I thought I would be writing a success story here, but I'm not. The last few nights she has started screaming again at bed time, and for progressively longer periods. Last night it took her almost 30 minutes to fall asleep. The confidence I felt that first night has waned, and I now feel slightly nauseated as I check on her and resist the urge to pick her up. We're not sure what, if anything, happened to disrupt our peaceful routine. She still puts herself back to sleep after a nighttime feeding, and she seems to be waking less often at night, so it wasn't all for naught. But we may be searching for other options again if she doesn't improve soon.
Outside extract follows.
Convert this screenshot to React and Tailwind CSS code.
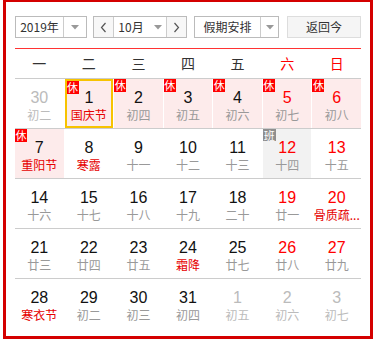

All this is to say, we have no idea what we're doing. Other parents may confidently tell us that what they do is good or better or best, but I don't think they really know either. They may have stumbled upon something that worked miraculously well for their child, but they don't know our child or our family or our schedule or our mental capacities (which seem to be limited these days). And frankly, I don't know her that well either. She's constantly changing. Every day is trial and error. She spends the better part of her waking hours with day care providers who are also tending to 19 million other squiggly babies. Even more reason why Dot needs to learn independence. Dot will often be cared for by people other than myself. That is her lot in life. My lot is to make sure that despite the first-world woes of working mothers, she can learn to do things for herself, and that her father and I are always here to help. Crying in her crib, while gut-wrenching and terrible, is not the worst thing I will have to watch her endure. I just hope that by her first breakup or bad haircut or college rejection letter, she has at least learned to blow her nose.